Once the payment takes place, dividends in arrears go to the current holders of the related stock. There are no payments made to the person or entity that held the stock at the time in which the dividends were in arrears. Instead, it is only the new holders that benefit from these payments.

The fact that dividends in arrears exist is a concern to common stockholders since they are not entitled to any dividends until the company pays the full amount of the dividends in arrears to the cumulative preferred stockholders. This is because it can eliminate all dividends to common stockholders for an extended period of time.


What is the difference between cumulative and non cumulative preferred stock?

One major difference between cumulative and non-cumulative preferred stock is that while cumulative preferred stockholders are entitled to missed dividends or dividends in arrears, non-cumulative stockholders are not. In other words, if a company is unable to pay dividends due to unfavorable circumstances, when it comes back to its initial financial position, non-cumulative preferred stockholders will miss out on receiving dividends in arrears.

What does cumulative preferred stock offer?

The cumulative preferred stock offers dividends in arrears to its holders.
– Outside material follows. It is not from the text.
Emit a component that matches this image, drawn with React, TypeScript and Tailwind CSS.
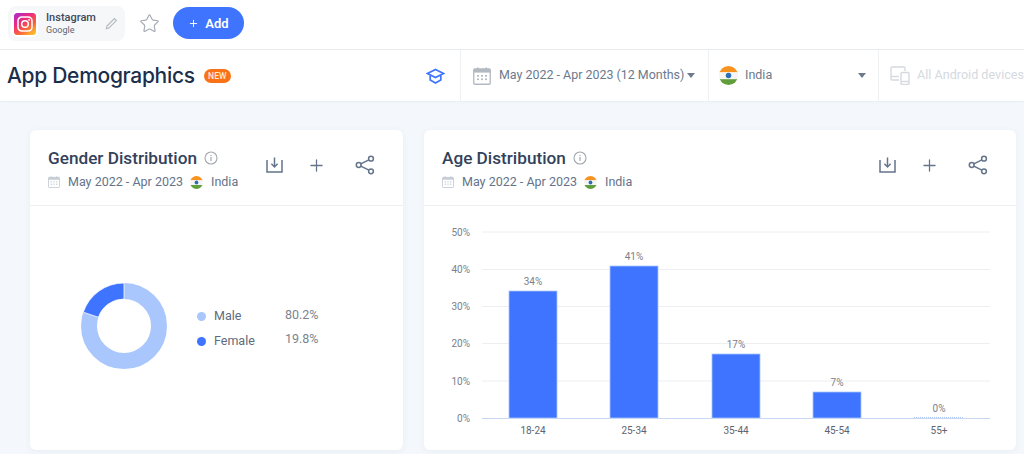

How do you calculate cumulative preferred stock?

To calculate dividends for cumulative preferred stock, it is necessary to first add the missed dividends to the current dividends. that is;
Cumulative dividend = Next quarterly dividend payment + postponed dividend payment

Is preferred stock always cumulative?

There are different types of preferred stocks and cumulative preferred stock is one of them. Therefore, preferred stock is not always cumulative.